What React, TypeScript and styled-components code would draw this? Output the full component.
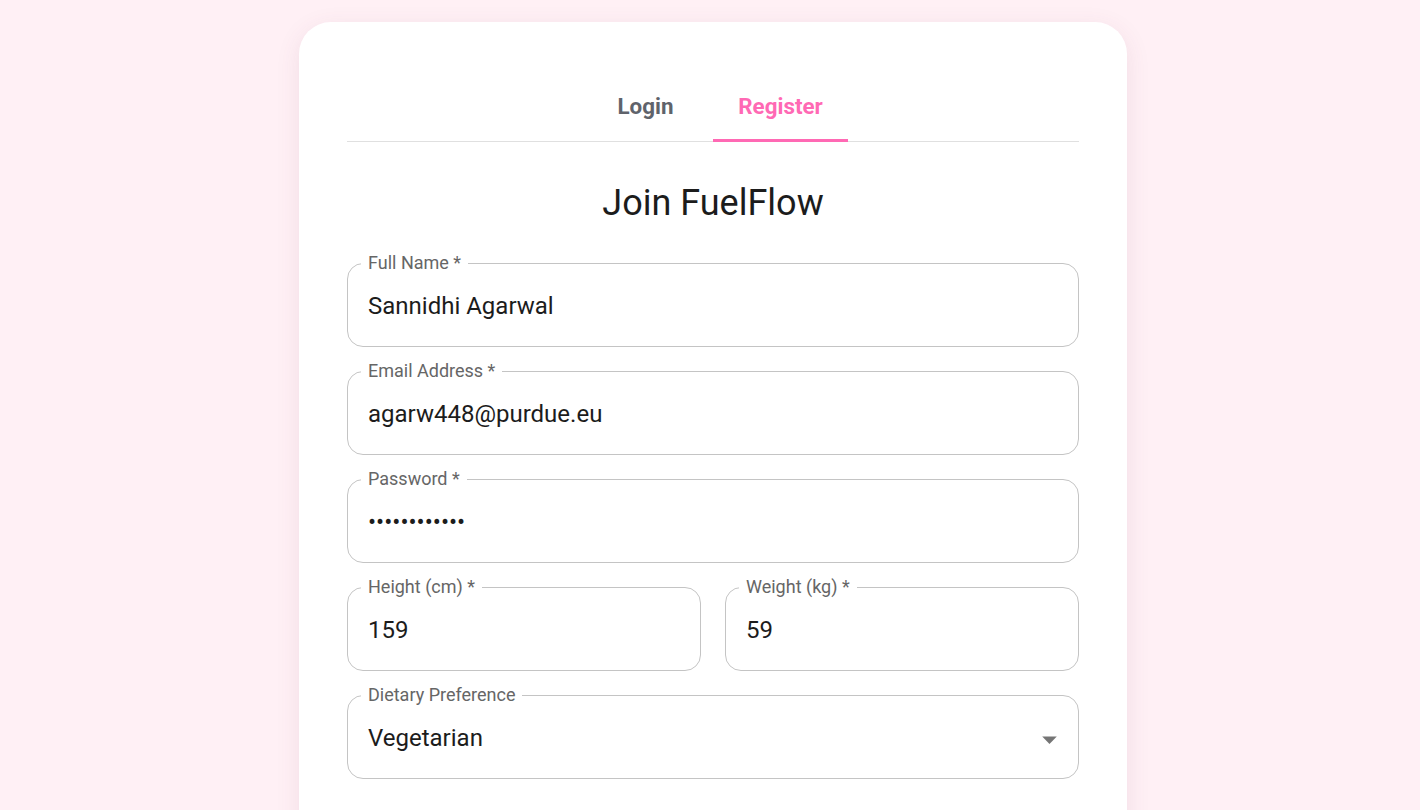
import React, { useState } from "react";
import styled, { createGlobalStyle } from "styled-components";

const PINK = "#ff69b4";

const GlobalStyle = createGlobalStyle`
  html, body {
    margin: 0;
    padding: 0;
    background: #fff0f5;
    font-family: Roboto, "Liberation Sans", Arial, sans-serif;
  }
  html::-webkit-scrollbar {
    display: none;
  }
  * {
    box-sizing: border-box;
  }
`;

const Page = styled.div`
  min-height: 100vh;
  display: flex;
  justify-content: center;
  padding: 22px 0 40px 6px;
`;

const Card = styled.div`
  width: 828px;
  background: #ffffff;
  border-radius: 32px;
  padding: 48px 48px 120px;
  box-shadow: 0 6px 24px rgba(120, 60, 90, 0.1);
`;

const TabList = styled.div`
  position: relative;
  display: flex;
  justify-content: center;
  height: 72px;
  border-bottom: 1px solid #e0e0e0;
`;

const Tab = styled.button<{ $active?: boolean }>`
  position: relative;
  width: 135px;
  height: 71px;
  border: 0;
  background: transparent;
  padding: 0;
  font-family: Roboto, "Liberation Sans", Arial, sans-serif;
  font-size: 22.4px;
  font-weight: 700;
  color: ${(p) => (p.$active ? PINK : "#5f636b")};
  cursor: pointer;

  &::after {
    content: "";
    display: ${(p) => (p.$active ? "block" : "none")};
    position: absolute;
    left: 0;
    right: 0;
    bottom: -1px;
    height: 3px;
    background: ${PINK};
  }
`;

const Title = styled.h1`
  margin: 39px 0 30px;
  text-align: center;
  font-size: 36px;
  line-height: 44px;
  font-weight: 400;
  color: #1c1c1c;
`;

const Form = styled.form`
  display: flex;
  flex-direction: column;
  gap: 16px;
`;

const Row = styled.div`
  display: grid;
  grid-template-columns: 1fr 1fr;
  gap: 24px;
`;

const Field = styled.fieldset`
  margin: 0;
  min-width: 0;
  height: 92px;
  padding: 0 11px 0 13px;
  border: 1px solid #c4c4c4;
  border-radius: 16px;
`;

const Legend = styled.legend`
  padding: 0 7px;
  font-size: 18px;
  line-height: 16px;
  color: #666666;
  white-space: nowrap;
`;

const Input = styled.input`
  display: block;
  width: 100%;
  height: 44px;
  margin-top: 13px;
  padding: 0 0 0 7px;
  border: 0;
  outline: none;
  background: transparent;
  font-family: Roboto, "Liberation Sans", Arial, sans-serif;
  font-size: 24px;
  color: #1c1c1c;
`;

const SelectBox = styled.div`
  display: flex;
  align-items: center;
  justify-content: space-between;
  height: 44px;
  margin-top: 13px;
  padding-left: 7px;
  font-size: 24px;
  color: #1c1c1c;
  cursor: pointer;
`;

const Arrow = styled.svg`
  width: 35px;
  height: 35px;
  margin-top: 3px;
  fill: rgba(0, 0, 0, 0.54);
`;

type FieldProps = {
  label: string;
  value: string;
  type?: string;
};

const TextField: React.FC<FieldProps> = ({ label, value, type = "text" }) => (
  <Field>
    <Legend>{label}</Legend>
    <Input type={type} defaultValue={value} />
  </Field>
);

export default function App() {
  const [tab, setTab] = useState<"login" | "register">("register");

  return (
    <>
      <GlobalStyle />
      <Page>
        <Card>
          <TabList>
            <Tab $active={tab === "login"} onClick={() => setTab("login")}>
              Login
            </Tab>
            <Tab $active={tab === "register"} onClick={() => setTab("register")}>
              Register
            </Tab>
          </TabList>

          <Title>Join FuelFlow</Title>

          <Form onSubmit={(e) => e.preventDefault()}>
            <TextField label="Full Name *" value="Sannidhi Agarwal" />
            <TextField label="Email Address *" value="agarw448@purdue.eu" type="email" />
            <TextField label="Password *" value="sannidhi1234" type="password" />
            <Row>
              <TextField label="Height (cm) *" value="159" />
              <TextField label="Weight (kg) *" value="59" />
            </Row>
            <Field>
              <Legend>Dietary Preference</Legend>
              <SelectBox>
                <span>Vegetarian</span>
                <Arrow viewBox="0 0 24 24">
                  <path d="M7 10l5 5 5-5z" />
                </Arrow>
              </SelectBox>
            </Field>
          </Form>
        </Card>
      </Page>
    </>
  );
}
==============================
PROMPT:
Leave out the pictures and output the rest of the material exactly as written.

WORKED SOLUTION:
What React, TypeScript and styled-components code would draw this? Output the full component.
import React, { useState } from "react";
import styled, { createGlobalStyle } from "styled-components";

const PINK = "#ff69b4";

const GlobalStyle = createGlobalStyle`
  html, body {
    margin: 0;
    padding: 0;
    background: #fff0f5;
    font-family: Roboto, "Liberation Sans", Arial, sans-serif;
  }
  html::-webkit-scrollbar {
    display: none;
  }
  * {
    box-sizing: border-box;
  }
`;

const Page = styled.div`
  min-height: 100vh;
  display: flex;
  justify-content: center;
  padding: 22px 0 40px 6px;
`;

const Card = styled.div`
  width: 828px;
  background: #ffffff;
  border-radius: 32px;
  padding: 48px 48px 120px;
  box-shadow: 0 6px 24px rgba(120, 60, 90, 0.1);
`;

const TabList = styled.div`
  position: relative;
  display: flex;
  justify-content: center;
  height: 72px;
  border-bottom: 1px solid #e0e0e0;
`;

const Tab = styled.button<{ $active?: boolean }>`
  position: relative;
  width: 135px;
  height: 71px;
  border: 0;
  background: transparent;
  padding: 0;
  font-family: Roboto, "Liberation Sans", Arial, sans-serif;
  font-size: 22.4px;
  font-weight: 700;
  color: ${(p) => (p.$active ? PINK : "#5f636b")};
  cursor: pointer;

  &::after {
    content: "";
    display: ${(p) => (p.$active ? "block" : "none")};
    position: absolute;
    left: 0;
    right: 0;
    bottom: -1px;
    height: 3px;
    background: ${PINK};
  }
`;

const Title = styled.h1`
  margin: 39px 0 30px;
  text-align: center;
  font-size: 36px;
  line-height: 44px;
  font-weight: 400;
  color: #1c1c1c;
`;

const Form = styled.form`
  display: flex;
  flex-direction: column;
  gap: 16px;
`;

const Row = styled.div`
  display: grid;
  grid-template-columns: 1fr 1fr;
  gap: 24px;
`;

const Field = styled.fieldset`
  margin: 0;
  min-width: 0;
  height: 92px;
  padding: 0 11px 0 13px;
  border: 1px solid #c4c4c4;
  border-radius: 16px;
`;

const Legend = styled.legend`
  padding: 0 7px;
  font-size: 18px;
  line-height: 16px;
  color: #666666;
  white-space: nowrap;
`;

const Input = styled.input`
  display: block;
  width: 100%;
  height: 44px;
  margin-top: 13px;
  padding: 0 0 0 7px;
  border: 0;
  outline: none;
  background: transparent;
  font-family: Roboto, "Liberation Sans", Arial, sans-serif;
  font-size: 24px;
  color: #1c1c1c;
`;

const SelectBox = styled.div`
  display: flex;
  align-items: center;
  justify-content: space-between;
  height: 44px;
  margin-top: 13px;
  padding-left: 7px;
  font-size: 24px;
  color: #1c1c1c;
  cursor: pointer;
`;

const Arrow = styled.svg`
  width: 35px;
  height: 35px;
  margin-top: 3px;
  fill: rgba(0, 0, 0, 0.54);
`;

type FieldProps = {
  label: string;
  value: string;
  type?: string;
};

const TextField: React.FC<FieldProps> = ({ label, value, type = "text" }) => (
  <Field>
    <Legend>{label}</Legend>
    <Input type={type} defaultValue={value} />
  </Field>
);

export default function App() {
  const [tab, setTab] = useState<"login" | "register">("register");

  return (
    <>
      <GlobalStyle />
      <Page>
        <Card>
          <TabList>
            <Tab $active={tab === "login"} onClick={() => setTab("login")}>
              Login
            </Tab>
            <Tab $active={tab === "register"} onClick={() => setTab("register")}>
              Register
            </Tab>
          </TabList>

          <Title>Join FuelFlow</Title>

          <Form onSubmit={(e) => e.preventDefault()}>
            <TextField label="Full Name *" value="Sannidhi Agarwal" />
            <TextField label="Email Address *" value="agarw448@purdue.eu" type="email" />
            <TextField label="Password *" value="sannidhi1234" type="password" />
            <Row>
              <TextField label="Height (cm) *" value="159" />
              <TextField label="Weight (kg) *" value="59" />
            </Row>
            <Field>
              <Legend>Dietary Preference</Legend>
              <SelectBox>
                <span>Vegetarian</span>
                <Arrow viewBox="0 0 24 24">
                  <path d="M7 10l5 5 5-5z" />
                </Arrow>
              </SelectBox>
            </Field>
          </Form>
        </Card>
      </Page>
    </>
  );
}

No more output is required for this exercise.